▶ _Work to do_
Repeat each line of the material below exactly as it appears, minus any pictures.

— START OF Source excerpt —

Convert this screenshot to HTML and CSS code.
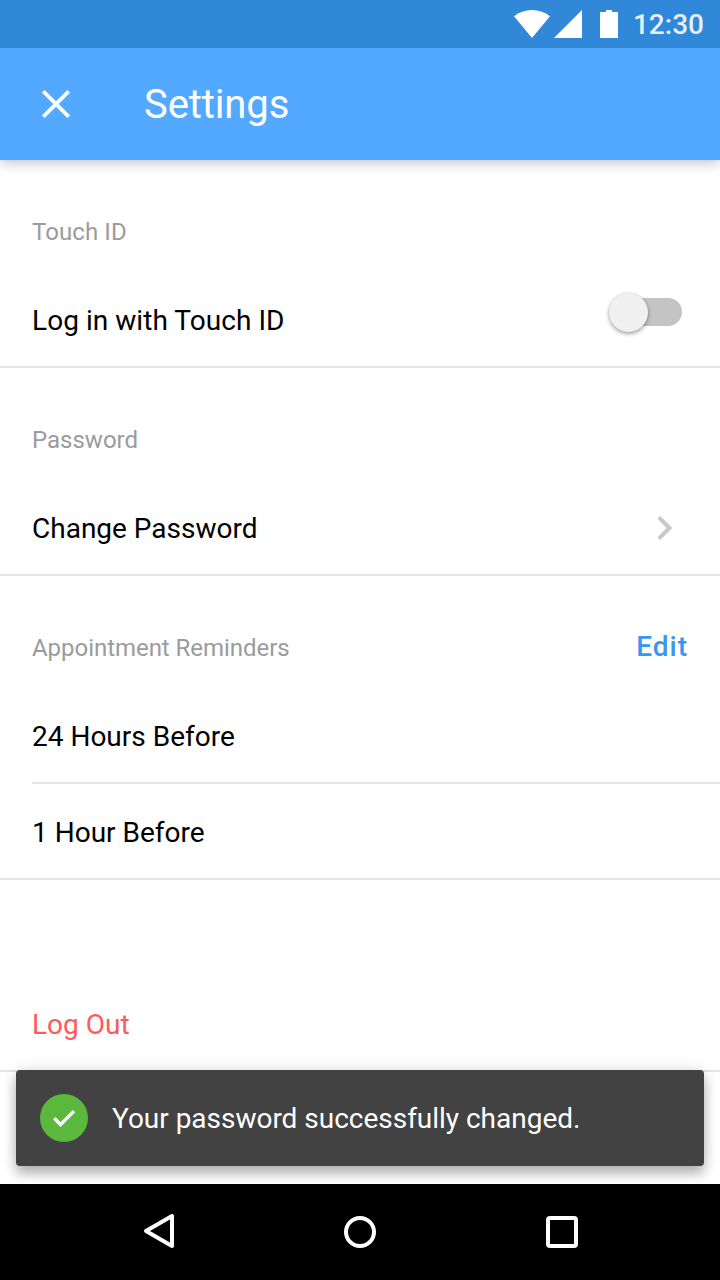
FILE: index.html
```html
<!DOCTYPE html>
<html lang="en">
<head>
<meta charset="utf-8">
<title>Settings</title>
<link rel="stylesheet" href="styles.css">
</head>
<body>
<div class="screen">
  <div class="status-bar">
    <svg class="status-icons" viewBox="0 0 104 28" fill="#fff">
      <path d="M18 28L0 6.200C5 2.300 11 0 18 0s13 2.300 18 6.200z"/>
      <path d="M40 28L68 0v28z"/>
      <path d="M86 2h6V0h6v2h6v26H86z"/>
    </svg>
    <span class="clock">12:30</span>
  </div>
  <header class="app-bar">
    <svg class="close" viewBox="0 0 28 28" fill="none" stroke="#fff" stroke-width="3.800"><path d="M1.300 1.300l25.400 25.400M26.700 1.300L1.300 26.700"/></svg>
    <h1 class="title">Settings</h1>
  </header>
  <main class="content">
    <section>
      <div class="section-head"><h2 class="label label-touch">Touch ID</h2></div>
      <div class="row">
        <span class="row-text text-touch">Log in with Touch ID</span>
        <span class="switch"><span class="thumb"></span></span>
      </div>
    </section>
    <section>
      <div class="section-head"><h2 class="label">Password</h2></div>
      <div class="row">
        <span class="row-text">Change Password</span>
        <svg class="chevron" viewBox="0 0 16 24" fill="none" stroke="#c8c8c8" stroke-width="4"><path d="M1.900 1.400L12.500 12 1.900 22.600"/></svg>
      </div>
    </section>
    <section>
      <div class="section-head"><h2 class="label label-reminders">Appointment Reminders</h2><a class="edit">Edit</a></div>
      <div class="row row-inset"><span class="row-text">24 Hours Before</span></div>
      <div class="row"><span class="row-text">1 Hour Before</span></div>
    </section>
    <div class="row row-logout"><span class="row-text">Log Out</span></div>
    <div class="snackbar">
      <svg class="check" viewBox="0 0 48 48" fill="none"><circle cx="24" cy="24" r="24" fill="#5ab93c"/><path d="M14.300 24.200L20.500 30.600 34 17.100" stroke="#fff" stroke-width="3.400"/></svg>
      <span class="message">Your password successfully changed.</span>
    </div>
  </main>
  <nav class="nav-bar">
    <svg class="nav-icon" viewBox="0 0 48 48"><path d="M38 8v30L12 23z" stroke-linejoin="round"/></svg>
    <svg class="nav-icon" viewBox="0 0 48 48"><circle cx="24" cy="24" r="14"/></svg>
    <svg class="nav-icon" viewBox="0 0 48 48"><rect x="10" y="10" width="28" height="28" rx="2"/></svg>
  </nav>
</div>
</body>
</html>
```
FILE: styles.css
```css
* { box-sizing: border-box; }
body { margin: 0; font-family: Roboto, sans-serif; }
h1, h2 { margin: 0; font-weight: 400; }
svg { display: block; flex: none; }
.screen { width: 720px; height: 1280px; display: flex; flex-direction: column; background: #fff; overflow: hidden; }
.status-bar { position: relative; z-index: 1; height: 48px; flex: none; display: flex; align-items: center; justify-content: flex-end; padding-right: 16px; background: #3187d8; }
.status-icons { width: 104px; height: 28px; margin-right: 15px; }
.clock { padding-top: 2px; font-size: 28px; line-height: 32px; font-weight: 500; color: rgba(255,255,255,.88); }
.app-bar { height: 112px; flex: none; display: flex; align-items: center; padding-left: 42px; background: #52a9ff; box-shadow: 0 2px 12px rgba(20,20,90,.3); }
.close { width: 28px; height: 28px; margin-right: 74px; }
.title { padding-top: 2px; font-size: 40px; line-height: 48px; letter-spacing: -.1px; color: #fff; }
.content { position: relative; flex: 1; display: flex; flex-direction: column; }
.section-head { height: 112px; display: flex; align-items: center; justify-content: space-between; padding: 32px 32px 0; }
.label { font-size: 24px; line-height: 32px; color: #9b9b9b; }
.label-touch { letter-spacing: .08px; }
.label-reminders { letter-spacing: -.04px; }
.edit { padding-bottom: 2px; font-size: 28px; line-height: 32px; font-weight: 500; letter-spacing: 1px; color: #3a97f0; }
.row { height: 96px; display: flex; align-items: center; justify-content: space-between; padding: 2px 32px 0; border-bottom: 2px solid #e4e4e4; }
.row-inset { margin-left: 32px; padding-left: 0; }
.row-text { padding-top: 2px; font-size: 28px; line-height: 32px; color: #000; }
.text-touch { letter-spacing: .05px; }
.row-logout { margin-top: 96px; }
.row-logout .row-text { color: #ff5a5a; }
.switch { width: 72px; height: 28px; margin: -16px 6px 0 0; display: flex; align-items: center; background: linear-gradient(#c4c4c4, #c4c4c4) right / 68px 28px no-repeat; border-radius: 14px; }
.thumb { width: 39px; height: 39px; margin-left: -1.5px; flex: none; border-radius: 50%; background: #f0f0f0; box-shadow: 0 2px 4px rgba(0,0,0,.35), 0 0 2px rgba(0,0,0,.12); }
.chevron { width: 16px; height: 24px; margin-right: 15px; }
.snackbar { position: absolute; left: 16px; right: 16px; bottom: 18px; height: 96px; display: flex; align-items: center; gap: 24px; padding-left: 24px; border-radius: 4px; background: #424242; box-shadow: 0 0 16px rgba(0,0,0,.12), 0 8px 12px rgba(0,0,0,.26); }
.check { width: 48px; height: 48px; }
.message { padding-top: 2px; font-size: 28px; line-height: 32px; letter-spacing: -.02px; color: #fff; }
.nav-bar { position: relative; height: 96px; flex: none; display: flex; align-items: center; justify-content: space-between; padding: 0 134px; background: #000; }
.nav-icon { width: 48px; height: 48px; fill: none; stroke: #fff; stroke-width: 4; }
```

— END OF Source excerpt —

▶ _Final answer_
Convert this screenshot to HTML and CSS code.
FILE: index.html
```html
<!DOCTYPE html>
<html lang="en">
<head>
<meta charset="utf-8">
<title>Settings</title>
<link rel="stylesheet" href="styles.css">
</head>
<body>
<div class="screen">
  <div class="status-bar">
    <svg class="status-icons" viewBox="0 0 104 28" fill="#fff">
      <path d="M18 28L0 6.200C5 2.300 11 0 18 0s13 2.300 18 6.200z"/>
      <path d="M40 28L68 0v28z"/>
      <path d="M86 2h6V0h6v2h6v26H86z"/>
    </svg>
    <span class="clock">12:30</span>
  </div>
  <header class="app-bar">
    <svg class="close" viewBox="0 0 28 28" fill="none" stroke="#fff" stroke-width="3.800"><path d="M1.300 1.300l25.400 25.400M26.700 1.300L1.300 26.700"/></svg>
    <h1 class="title">Settings</h1>
  </header>
  <main class="content">
    <section>
      <div class="section-head"><h2 class="label label-touch">Touch ID</h2></div>
      <div class="row">
        <span class="row-text text-touch">Log in with Touch ID</span>
        <span class="switch"><span class="thumb"></span></span>
      </div>
    </section>
    <section>
      <div class="section-head"><h2 class="label">Password</h2></div>
      <div class="row">
        <span class="row-text">Change Password</span>
        <svg class="chevron" viewBox="0 0 16 24" fill="none" stroke="#c8c8c8" stroke-width="4"><path d="M1.900 1.400L12.500 12 1.900 22.600"/></svg>
      </div>
    </section>
    <section>
      <div class="section-head"><h2 class="label label-reminders">Appointment Reminders</h2><a class="edit">Edit</a></div>
      <div class="row row-inset"><span class="row-text">24 Hours Before</span></div>
      <div class="row"><span class="row-text">1 Hour Before</span></div>
    </section>
    <div class="row row-logout"><span class="row-text">Log Out</span></div>
    <div class="snackbar">
      <svg class="check" viewBox="0 0 48 48" fill="none"><circle cx="24" cy="24" r="24" fill="#5ab93c"/><path d="M14.300 24.200L20.500 30.600 34 17.100" stroke="#fff" stroke-width="3.400"/></svg>
      <span class="message">Your password successfully changed.</span>
    </div>
  </main>
  <nav class="nav-bar">
    <svg class="nav-icon" viewBox="0 0 48 48"><path d="M38 8v30L12 23z" stroke-linejoin="round"/></svg>
    <svg class="nav-icon" viewBox="0 0 48 48"><circle cx="24" cy="24" r="14"/></svg>
    <svg class="nav-icon" viewBox="0 0 48 48"><rect x="10" y="10" width="28" height="28" rx="2"/></svg>
  </nav>
</div>
</body>
</html>
```
FILE: styles.css
```css
* { box-sizing: border-box; }
body { margin: 0; font-family: Roboto, sans-serif; }
h1, h2 { margin: 0; font-weight: 400; }
svg { display: block; flex: none; }
.screen { width: 720px; height: 1280px; display: flex; flex-direction: column; background: #fff; overflow: hidden; }
.status-bar { position: relative; z-index: 1; height: 48px; flex: none; display: flex; align-items: center; justify-content: flex-end; padding-right: 16px; background: #3187d8; }
.status-icons { width: 104px; height: 28px; margin-right: 15px; }
.clock { padding-top: 2px; font-size: 28px; line-height: 32px; font-weight: 500; color: rgba(255,255,255,.88); }
.app-bar { height: 112px; flex: none; display: flex; align-items: center; padding-left: 42px; background: #52a9ff; box-shadow: 0 2px 12px rgba(20,20,90,.3); }
.close { width: 28px; height: 28px; margin-right: 74px; }
.title { padding-top: 2px; font-size: 40px; line-height: 48px; letter-spacing: -.1px; color: #fff; }
.content { position: relative; flex: 1; display: flex; flex-direction: column; }
.section-head { height: 112px; display: flex; align-items: center; justify-content: space-between; padding: 32px 32px 0; }
.label { font-size: 24px; line-height: 32px; color: #9b9b9b; }
.label-touch { letter-spacing: .08px; }
.label-reminders { letter-spacing: -.04px; }
.edit { padding-bottom: 2px; font-size: 28px; line-height: 32px; font-weight: 500; letter-spacing: 1px; color: #3a97f0; }
.row { height: 96px; display: flex; align-items: center; justify-content: space-between; padding: 2px 32px 0; border-bottom: 2px solid #e4e4e4; }
.row-inset { margin-left: 32px; padding-left: 0; }
.row-text { padding-top: 2px; font-size: 28px; line-height: 32px; color: #000; }
.text-touch { letter-spacing: .05px; }
.row-logout { margin-top: 96px; }
.row-logout .row-text { color: #ff5a5a; }
.switch { width: 72px; height: 28px; margin: -16px 6px 0 0; display: flex; align-items: center; background: linear-gradient(#c4c4c4, #c4c4c4) right / 68px 28px no-repeat; border-radius: 14px; }
.thumb { width: 39px; height: 39px; margin-left: -1.5px; flex: none; border-radius: 50%; background: #f0f0f0; box-shadow: 0 2px 4px rgba(0,0,0,.35), 0 0 2px rgba(0,0,0,.12); }
.chevron { width: 16px; height: 24px; margin-right: 15px; }
.snackbar { position: absolute; left: 16px; right: 16px; bottom: 18px; height: 96px; display: flex; align-items: center; gap: 24px; padding-left: 24px; border-radius: 4px; background: #424242; box-shadow: 0 0 16px rgba(0,0,0,.12), 0 8px 12px rgba(0,0,0,.26); }
.check { width: 48px; height: 48px; }
.message { padding-top: 2px; font-size: 28px; line-height: 32px; letter-spacing: -.02px; color: #fff; }
.nav-bar { position: relative; height: 96px; flex: none; display: flex; align-items: center; justify-content: space-between; padding: 0 134px; background: #000; }
.nav-icon { width: 48px; height: 48px; fill: none; stroke: #fff; stroke-width: 4; }
```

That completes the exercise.